Supplied data start

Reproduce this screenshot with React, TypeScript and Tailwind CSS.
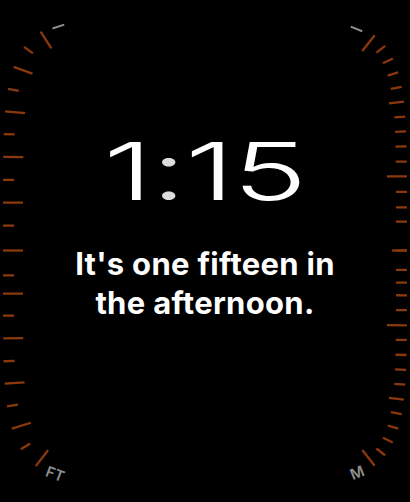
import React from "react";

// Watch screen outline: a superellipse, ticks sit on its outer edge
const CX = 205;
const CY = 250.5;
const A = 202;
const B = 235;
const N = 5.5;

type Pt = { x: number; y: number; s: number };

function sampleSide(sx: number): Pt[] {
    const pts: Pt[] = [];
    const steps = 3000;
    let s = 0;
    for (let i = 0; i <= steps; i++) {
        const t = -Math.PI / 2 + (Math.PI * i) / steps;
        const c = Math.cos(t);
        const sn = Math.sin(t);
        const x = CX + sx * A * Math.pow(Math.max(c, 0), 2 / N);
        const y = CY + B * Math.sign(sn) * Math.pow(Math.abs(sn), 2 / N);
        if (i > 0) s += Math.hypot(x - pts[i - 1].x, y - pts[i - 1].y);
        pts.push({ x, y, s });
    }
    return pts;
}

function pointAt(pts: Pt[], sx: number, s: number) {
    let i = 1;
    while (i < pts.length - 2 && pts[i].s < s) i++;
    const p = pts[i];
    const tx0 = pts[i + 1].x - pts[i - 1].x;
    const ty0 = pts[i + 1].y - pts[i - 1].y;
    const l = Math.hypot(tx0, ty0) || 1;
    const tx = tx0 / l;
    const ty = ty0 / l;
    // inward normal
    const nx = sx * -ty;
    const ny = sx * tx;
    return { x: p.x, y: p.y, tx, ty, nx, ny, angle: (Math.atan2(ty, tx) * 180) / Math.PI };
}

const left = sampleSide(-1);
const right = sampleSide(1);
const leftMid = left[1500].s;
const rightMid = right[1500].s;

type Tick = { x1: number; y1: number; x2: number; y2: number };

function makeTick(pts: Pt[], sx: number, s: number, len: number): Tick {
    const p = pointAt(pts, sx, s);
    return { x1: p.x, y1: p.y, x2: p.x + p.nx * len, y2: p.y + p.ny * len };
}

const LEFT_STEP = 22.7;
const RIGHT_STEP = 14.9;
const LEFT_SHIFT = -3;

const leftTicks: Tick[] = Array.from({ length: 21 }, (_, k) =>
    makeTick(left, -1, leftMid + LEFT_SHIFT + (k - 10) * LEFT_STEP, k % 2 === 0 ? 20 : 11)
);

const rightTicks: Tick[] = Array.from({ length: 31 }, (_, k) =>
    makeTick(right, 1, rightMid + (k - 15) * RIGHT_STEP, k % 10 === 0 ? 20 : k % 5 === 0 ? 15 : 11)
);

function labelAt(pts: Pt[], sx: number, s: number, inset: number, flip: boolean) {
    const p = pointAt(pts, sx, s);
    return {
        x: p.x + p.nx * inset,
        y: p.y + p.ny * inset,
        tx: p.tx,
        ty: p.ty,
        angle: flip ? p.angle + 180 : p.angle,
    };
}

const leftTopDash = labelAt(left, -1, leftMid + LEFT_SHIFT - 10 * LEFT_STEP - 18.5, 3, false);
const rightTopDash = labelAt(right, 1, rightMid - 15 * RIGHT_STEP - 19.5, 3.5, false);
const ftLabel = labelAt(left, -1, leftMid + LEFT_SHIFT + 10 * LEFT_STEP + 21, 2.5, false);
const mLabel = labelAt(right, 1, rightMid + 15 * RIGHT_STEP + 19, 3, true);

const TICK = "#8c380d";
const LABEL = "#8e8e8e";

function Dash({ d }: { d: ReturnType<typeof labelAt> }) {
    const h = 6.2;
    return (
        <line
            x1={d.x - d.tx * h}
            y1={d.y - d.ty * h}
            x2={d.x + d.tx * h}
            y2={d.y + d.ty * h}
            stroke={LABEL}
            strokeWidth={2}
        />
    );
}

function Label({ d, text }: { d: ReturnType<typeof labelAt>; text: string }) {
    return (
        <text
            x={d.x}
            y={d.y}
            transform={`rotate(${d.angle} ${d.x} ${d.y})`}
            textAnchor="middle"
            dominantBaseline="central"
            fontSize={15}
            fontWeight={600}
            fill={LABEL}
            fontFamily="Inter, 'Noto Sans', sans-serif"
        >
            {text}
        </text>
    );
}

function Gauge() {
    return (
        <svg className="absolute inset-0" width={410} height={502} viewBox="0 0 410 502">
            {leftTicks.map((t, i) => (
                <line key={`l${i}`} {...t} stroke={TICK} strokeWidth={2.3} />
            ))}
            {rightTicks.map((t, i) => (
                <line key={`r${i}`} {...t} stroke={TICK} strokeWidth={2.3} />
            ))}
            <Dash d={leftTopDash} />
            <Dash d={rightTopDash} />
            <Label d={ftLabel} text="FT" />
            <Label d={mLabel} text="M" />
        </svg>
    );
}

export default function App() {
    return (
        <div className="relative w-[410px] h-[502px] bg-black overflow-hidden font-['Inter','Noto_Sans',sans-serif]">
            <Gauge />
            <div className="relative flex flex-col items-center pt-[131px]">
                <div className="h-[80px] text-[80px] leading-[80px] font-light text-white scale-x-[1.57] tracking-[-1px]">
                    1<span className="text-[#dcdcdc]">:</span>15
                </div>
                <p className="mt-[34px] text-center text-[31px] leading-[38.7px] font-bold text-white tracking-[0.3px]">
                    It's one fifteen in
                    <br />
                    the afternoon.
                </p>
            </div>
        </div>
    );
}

Supplied data end

▶ What to produce:
Leave out the pictures and restate, word for word, the lines from the top of the data through the line containing "number; y1: number;", both included.

▶ Finished task:
Reproduce this screenshot with React, TypeScript and Tailwind CSS.
import React from "react";

// Watch screen outline: a superellipse, ticks sit on its outer edge
const CX = 205;
const CY = 250.5;
const A = 202;
const B = 235;
const N = 5.5;

type Pt = { x: number; y: number; s: number };

function sampleSide(sx: number): Pt[] {
    const pts: Pt[] = [];
    const steps = 3000;
    let s = 0;
    for (let i = 0; i <= steps; i++) {
        const t = -Math.PI / 2 + (Math.PI * i) / steps;
        const c = Math.cos(t);
        const sn = Math.sin(t);
        const x = CX + sx * A * Math.pow(Math.max(c, 0), 2 / N);
        const y = CY + B * Math.sign(sn) * Math.pow(Math.abs(sn), 2 / N);
        if (i > 0) s += Math.hypot(x - pts[i - 1].x, y - pts[i - 1].y);
        pts.push({ x, y, s });
    }
    return pts;
}

function pointAt(pts: Pt[], sx: number, s: number) {
    let i = 1;
    while (i < pts.length - 2 && pts[i].s < s) i++;
    const p = pts[i];
    const tx0 = pts[i + 1].x - pts[i - 1].x;
    const ty0 = pts[i + 1].y - pts[i - 1].y;
    const l = Math.hypot(tx0, ty0) || 1;
    const tx = tx0 / l;
    const ty = ty0 / l;
    // inward normal
    const nx = sx * -ty;
    const ny = sx * tx;
    return { x: p.x, y: p.y, tx, ty, nx, ny, angle: (Math.atan2(ty, tx) * 180) / Math.PI };
}

const left = sampleSide(-1);
const right = sampleSide(1);
const leftMid = left[1500].s;
const rightMid = right[1500].s;

type Tick = { x1: number; y1: number; x2: number; y2: number };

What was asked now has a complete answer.